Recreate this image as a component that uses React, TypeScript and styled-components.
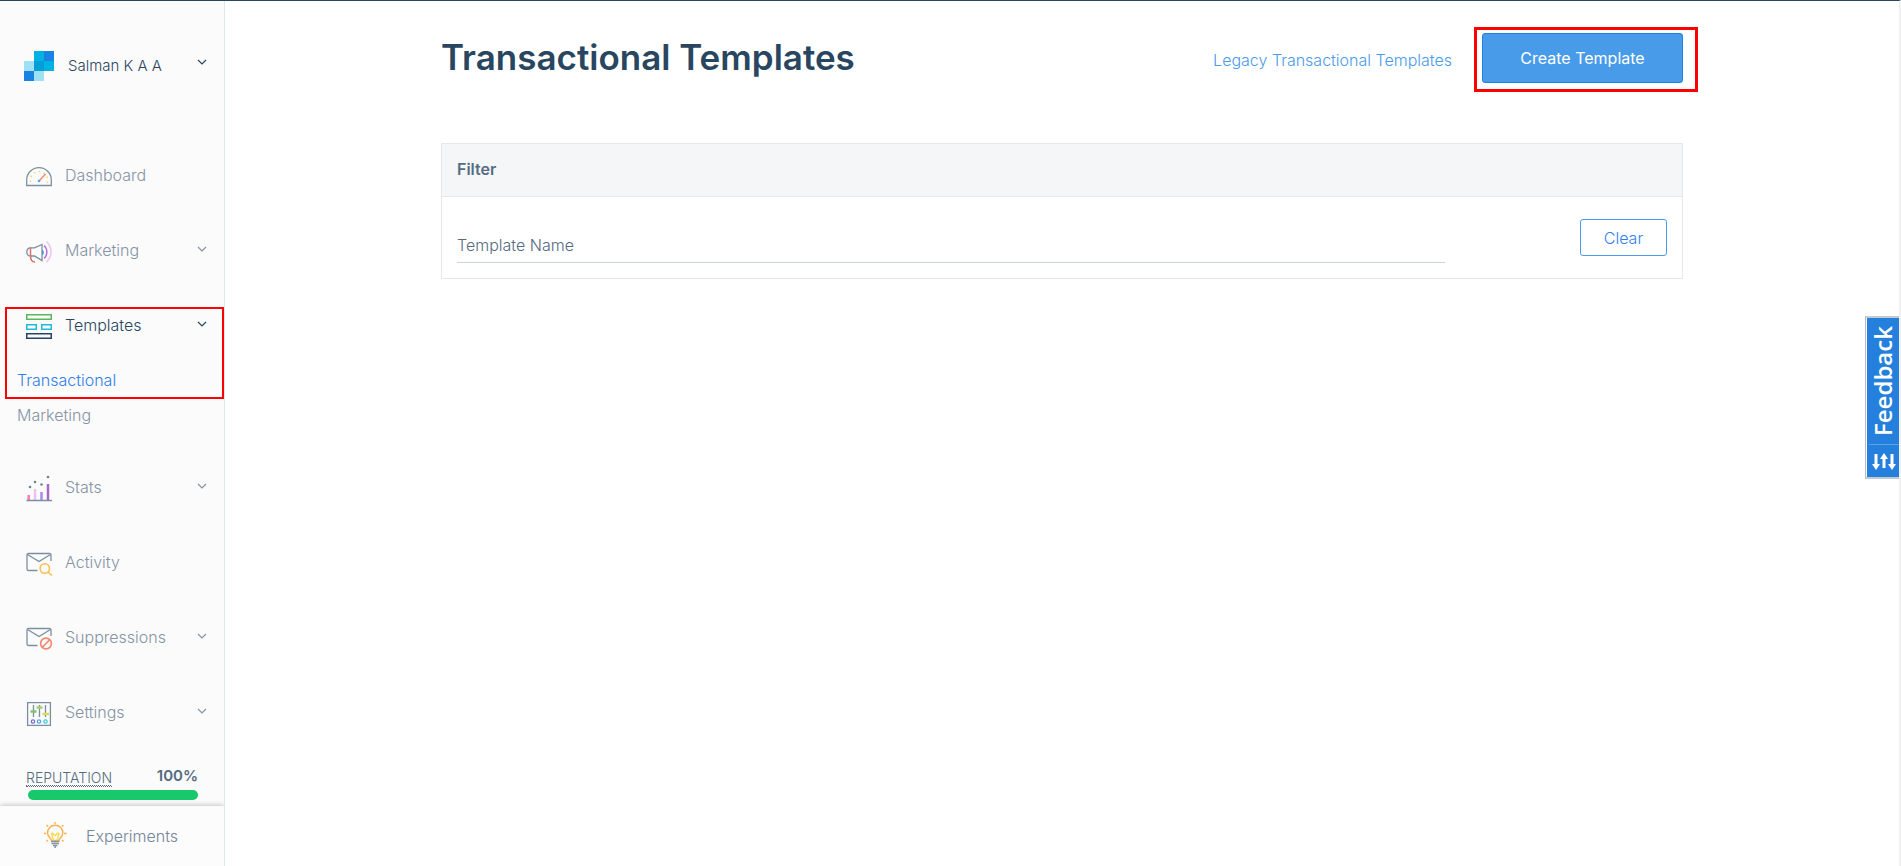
import React from "react";
import styled, { createGlobalStyle } from "styled-components";

const GlobalStyle = createGlobalStyle`
  * { box-sizing: border-box; }
  body {
    margin: 0;
    background: #ffffff;
    color: #546b81;
    font-family: Inter, "Liberation Sans", sans-serif;
    font-size: 16px;
    font-weight: 300;
    line-height: 24px;
  }
  button, input { font: inherit; }
  a { text-decoration: none; }
  ul { list-style: none; margin: 0; padding: 0; }
`;

const Shell = styled.div`
  display: flex;
  min-height: 100vh;
  border-top: 1px solid #294661;
  border-right: 2px solid #f0f0f0;
`;

const Sidebar = styled.aside`
  display: flex;
  flex-direction: column;
  flex: 0 0 225px;
  background: #fbfbfb;
  border-right: 1px solid #dfe6ee;
`;

const Chevron = styled.svg`
  flex: none;
  width: 10px;
  height: 10px;
  margin-bottom: 2px;
  fill: none;
  stroke: currentColor;
`;

const Account = styled.button`
  display: flex;
  align-items: center;
  gap: 14px;
  padding: 50px 17px 56px 24px;
  border: 0;
  background: none;
  color: #294661;
  font-size: 15px;
  text-align: left;

  ${Chevron} {
    margin-bottom: 8px;
  }
`;

const Grow = styled.span`
  flex: 1;
`;

const NavItem = styled.li`
  position: relative;
`;

const NavLink = styled.a<{ $active?: boolean }>`
  display: flex;
  align-items: center;
  gap: 12px;
  height: 75px;
  padding: 0 17px 0 25px;
  color: ${(p) => (p.$active ? "#294661" : "#8594a5")};
`;

const NavIcon = styled.svg`
  flex: none;
  width: 28px;
  height: 28px;
  margin-top: 4px;
  fill: none;
  stroke: #7c8fa2;
  stroke-width: 1.3;
`;

const SubList = styled.ul`
  padding: 1px 0 16px;
`;

const SubLink = styled.a<{ $active?: boolean }>`
  display: block;
  padding: 0 17px;
  line-height: 35px;
  color: ${(p) => (p.$active ? "#2f80ed" : "#8594a5")};
`;

const NavHighlight = styled.div`
  position: absolute;
  top: 20px;
  left: 5px;
  right: 0;
  height: 92px;
  border: 2px solid #ff0000;
  pointer-events: none;
`;

const Reputation = styled.section`
  padding: 16px 26px 6px 26px;
`;

const ReputationRow = styled.div`
  display: flex;
  justify-content: space-between;
  align-items: flex-end;
  height: 22px;
  margin-bottom: 3px;
  font-size: 14px;
  line-height: 16px;
`;

const Term = styled.abbr`
  border-bottom: 1px dotted #546b81;
  text-decoration: underline dotted;
  text-decoration-thickness: 1px;
  text-underline-offset: 2px;
`;

const Score = styled.strong`
  font-size: 15px;
  font-weight: 600;
  padding-bottom: 3px;
`;

const Meter = styled.div`
  height: 10px;
  margin-left: 2px;
  border-radius: 5px;
  background: #18c96b;
`;

const Experiments = styled.a`
  display: flex;
  align-items: center;
  gap: 18px;
  height: 60px;
  margin-top: auto;
  padding: 0 0 1px 42px;
  background: #fcfcfc;
  box-shadow: 0 -1px 5px rgba(0, 0, 0, 0.22);
  clip-path: inset(-8px 0 0 0);
  color: #74869a;
`;

const Main = styled.main`
  flex: 1;
  min-width: 0;
  padding: 32px;
`;

const Content = styled.div`
  max-width: 1242px;
  margin: 0 auto;
`;

const PageHeader = styled.header`
  display: flex;
  align-items: center;
  gap: 30px;
  margin-bottom: 60px;
`;

const Title = styled.h1`
  flex: 1;
  margin: 0;
  padding-bottom: 2px;
  color: #294661;
  font-size: 35px;
  font-weight: 600;
  line-height: 48px;
`;

const LegacyLink = styled.a`
  padding-top: 3px;
  color: #4a9bea;
`;

const CreateWrap = styled.div`
  position: relative;
`;

const CreateHighlight = styled.div`
  position: absolute;
  inset: -6px -15px -9px -8px;
  border: 3px solid #ff0000;
  pointer-events: none;
`;

const CreateButton = styled.button`
  display: block;
  width: 201px;
  height: 50px;
  border: 1px solid #1a82e2;
  border-radius: 3px;
  background: #489be8;
  color: #ffffff;
  font-weight: 400;
`;

const Panel = styled.section`
  border: 1px solid #e5e8eb;
`;

const PanelTitle = styled.h2`
  margin: 0;
  padding: 13px 15px 15px;
  border-bottom: 1px solid #e5e8eb;
  background: #f4f6f8;
  color: #546b81;
  font-size: 16px;
  font-weight: 600;
  line-height: 24px;
`;

const FilterForm = styled.form`
  display: grid;
  grid-template-columns: 49fr 11fr;
  align-items: start;
  padding: 22px 15px 15px;
`;

const FilterInput = styled.input`
  width: 100%;
  height: 44px;
  padding: 9px 0 0;
  border: 0;
  border-bottom: 1px solid #cdd2d7;
  outline: none;
  background: none;
  &::placeholder { color: #546b81; opacity: 1; }
`;

const ClearButton = styled.button`
  justify-self: end;
  width: 87px;
  height: 37px;
  border: 1px solid #4a9bea;
  border-radius: 3px;
  background: #ffffff;
  color: #2f80ed;
`;

const FeedbackTab = styled.button`
  position: fixed;
  top: 316px;
  right: 2px;
  display: flex;
  flex-direction: column;
  align-items: center;
  width: 34px;
  height: 163px;
  padding: 0 0 0 2px;
  border: 2px solid #c5c9d0;
  border-right: 0;
  border-left: 1px solid #b5bac2;
  background: #2480dc;
  box-shadow: inset 1px 0 #ffffff;
  color: #ffffff;
`;

const FeedbackLabel = styled.span`
  flex: 1;
  width: 30px;
  border-top: 1px solid #5ca3e8;
  font-family: "Open Sans", sans-serif;
  font-size: 24px;
  font-weight: 600;
  line-height: 28px;
  text-align: center;
  writing-mode: vertical-rl;
  transform: rotate(180deg);
`;

const FeedbackArrows = styled.svg`
  width: 26px;
  height: 32px;
  fill: none;
  stroke: #ffffff;
  stroke-width: 3;
`;

const Down = () => (
  <Chevron viewBox="0 0 10 10" aria-hidden="true">
    <path d="M1 3l4 4 4-4" strokeWidth="1.2" />
  </Chevron>
);

const Logo = () => (
  <svg width="30" height="30" viewBox="0 0 30 30" aria-hidden="true" shapeRendering="crispEdges">
    <path fill="#9de1f3" d="M0 10h10v10H0zM10 20h10v10H10z" />
    <path fill="#1a82e2" d="M0 20h10v10H0zM20 0h10v10H20z" />
    <path fill="#00b2e3" d="M10 0h10v10H10zM20 10h10v10H20z" />
    <path fill="#009dd9" d="M10 10h10v10H10z" />
  </svg>
);

const Envelope = () => (
  <>
    <path d="M12.500 20.500H3.500a1.500 1.500 0 0 1-1.500-1.500V5a1.500 1.500 0 0 1 1.500-1.500h21A1.500 1.500 0 0 1 26 5v6" />
    <path d="M2.500 4.500l11.500 7 11.500-7" />
  </>
);

const icons: Record<string, React.ReactNode> = {
  Dashboard: (
    <>
      <path d="M1.700 22.500V17a12.300 12.300 0 0 1 24.600 0v5.500z" />
      <path stroke="#fbd36b" strokeWidth="1.500" strokeDasharray="1.500 3.500" d="M5.500 19v-2a8.500 8.500 0 0 1 17 0v3" />
      <path stroke="#f98b74" strokeWidth="1.500" d="M14.500 17.500l6-6.500" />
      <circle cx="14" cy="18" r="1.300" fill="#5aa4f2" stroke="none" />
    </>
  ),
  Marketing: (
    <>
      <path stroke="#f0c4ee" strokeWidth="1.500" d="M21.500 3.500c6 5.500 6 15 0 20.500" />
      <path stroke="#b770cf" strokeWidth="1.500" d="M19 7.500c3.800 3.500 3.800 9.500 0 13" />
      <path stroke="#ee6b66" strokeWidth="1.500" d="M5.500 9.500v8.500c0 4 2 6 4.500 6" />
      <path d="M17 6.500v16l-7.500-4.500H5.500c-2.500 0-3.700-1.500-3.700-4s1.200-4.200 3.700-4.200h4z" />
      <path fill="#3b9be8" stroke="none" d="M17 12c2.500 0 2.500 5 0 5z" />
    </>
  ),
  Templates: (
    <g strokeWidth="1.500">
      <path stroke="#5bb75e" d="M1.750 1.750h24.500v4.500H1.750z" />
      <path stroke="#20bcd8" d="M1.750 11.750h9.500v4.500h-9.500zM16.750 11.750h9.500v4.500h-9.500z" />
      <path stroke="#294661" d="M1.750 20.750h24.500v4.500H1.750z" />
    </g>
  ),
  Stats: (
    <>
      <path stroke="#fb7ba5" strokeWidth="2.500" d="M3.700 20v5" />
      <path stroke="#e9c3ec" strokeWidth="2.500" d="M10 14v11" />
      <path stroke="#a68af5" strokeWidth="2.500" d="M16.500 17v8" />
      <path stroke="#a968c4" strokeWidth="2.500" d="M23 9v16" />
      <path strokeWidth="1.500" d="M1.500 25.500h25.500" />
      <g fill="#6f8496" stroke="none">
        <circle cx="5" cy="12" r="1.300" />
        <circle cx="10" cy="7" r="1.300" />
        <circle cx="16.500" cy="9.500" r="1.300" />
        <circle cx="23" cy="2" r="1.300" />
      </g>
    </>
  ),
  Activity: (
    <>
      <Envelope />
      <g stroke="#fcbd55" strokeWidth="1.600">
        <circle cx="19.800" cy="18.500" r="4.700" />
        <path d="M23 22l4 3.500" />
      </g>
    </>
  ),
  Suppressions: (
    <>
      <Envelope />
      <g stroke="#f4866c" strokeWidth="1.600">
        <circle cx="21" cy="18.500" r="5.400" />
        <path d="M17.300 22.200l7.400-7.400" />
      </g>
    </>
  ),
  Settings: (
    <>
      <path d="M2.600 2.600h22.800v22.800H2.600z" />
      <path d="M8.500 5v12M14.500 5v12M20.500 5v12" />
      <path stroke="#7cc66c" strokeWidth="2.500" d="M5.500 11.500h6" />
      <path stroke="#a4d16a" strokeWidth="2.500" d="M11.500 7.500h6" />
      <path stroke="#d8dc4e" strokeWidth="2.500" d="M17.500 14h6.500" />
      <circle cx="8" cy="21.500" r="1.700" stroke="#7a72cf" />
      <circle cx="14" cy="21.500" r="1.700" stroke="#56a6ee" />
      <circle cx="20.500" cy="21.500" r="1.700" stroke="#42cbe0" />
    </>
  ),
};

const Bulb = () => (
  <svg width="26" height="28" viewBox="0 0 26 28" fill="none" aria-hidden="true">
    <g stroke="#fbb04c" strokeWidth="1.400">
      <path d="M9.500 18.500c0-2-4-3.500-4-7.500a7.700 7.700 0 0 1 15.400 0c0 4-4 5.500-4 7.500z" />
      <path d="M13 0v2M4.500 3l1.500 1.500M21.500 3L20 4.500M2 11.500h2M22 11.500h2.500M4.500 19.500L6 18M21.500 19.500L20 18" />
    </g>
    <path stroke="#f7dc55" strokeWidth="1.500" d="M11.500 18.500l-2-7c2-1 2 2 3.500 2s1.500-3 4-2l-2 7" />
    <path stroke="#8796a6" strokeWidth="1.500" d="M9 19.500h8.500M9.500 21.500h7.500M11 23.500h4.500M13.200 23v3" />
  </svg>
);

interface Entry {
  name: string;
  expandable?: boolean;
  children?: string[];
}

const entries: Entry[] = [
  { name: "Dashboard" },
  { name: "Marketing", expandable: true },
  { name: "Templates", expandable: true, children: ["Transactional", "Marketing"] },
  { name: "Stats", expandable: true },
  { name: "Activity" },
  { name: "Suppressions", expandable: true },
  { name: "Settings", expandable: true },
];

export default function App() {
  return (
    <>
      <GlobalStyle />
      <Shell>
        <Sidebar>
          <Account type="button">
            <Logo />
            <Grow>Salman K A A</Grow>
            <Down />
          </Account>
          <nav aria-label="Main">
            <ul>
              {entries.map((entry) => (
                <NavItem key={entry.name}>
                  <NavLink href="#" $active={!!entry.children}>
                    <NavIcon viewBox="0 0 28 28" aria-hidden="true">{icons[entry.name]}</NavIcon>
                    <Grow>{entry.name}</Grow>
                    {entry.expandable && <Down />}
                  </NavLink>
                  {entry.children && (
                    <>
                      <SubList>
                        {entry.children.map((child, i) => (
                          <li key={child}>
                            <SubLink href="#" $active={i === 0}>{child}</SubLink>
                          </li>
                        ))}
                      </SubList>
                      <NavHighlight />
                    </>
                  )}
                </NavItem>
              ))}
            </ul>
          </nav>
          <Reputation>
            <ReputationRow>
              <Term title="Sender reputation">REPUTATION</Term>
              <Score>100%</Score>
            </ReputationRow>
            <Meter />
          </Reputation>
          <Experiments href="#">
            <Bulb />
            Experiments
          </Experiments>
        </Sidebar>
        <Main>
          <Content>
            <PageHeader>
              <Title>Transactional Templates</Title>
              <LegacyLink href="#">Legacy Transactional Templates</LegacyLink>
              <CreateWrap>
                <CreateButton type="button">Create Template</CreateButton>
                <CreateHighlight />
              </CreateWrap>
            </PageHeader>
            <Panel>
              <PanelTitle>Filter</PanelTitle>
              <FilterForm>
                <FilterInput type="text" aria-label="Template Name" placeholder="Template Name" />
                <ClearButton type="button">Clear</ClearButton>
              </FilterForm>
            </Panel>
          </Content>
        </Main>
      </Shell>
      <FeedbackTab type="button">
        <FeedbackLabel>Feedback</FeedbackLabel>
        <FeedbackArrows viewBox="0 0 26 32" aria-hidden="true">
          <path d="M5 9v13M13 23V12M21 9v13" />
          <path fill="#ffffff" stroke="none" d="M1 19h8l-4 6zM9 14h8l-4-6zM17 19h8l-4 6z" />
        </FeedbackArrows>
      </FeedbackTab>
    </>
  );
}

■ Exercise instructions
Give every line of the material that includes the string "components".

■ Written answer
Recreate this image as a component that uses React, TypeScript and styled-components.
import styled, { createGlobalStyle } from "styled-components";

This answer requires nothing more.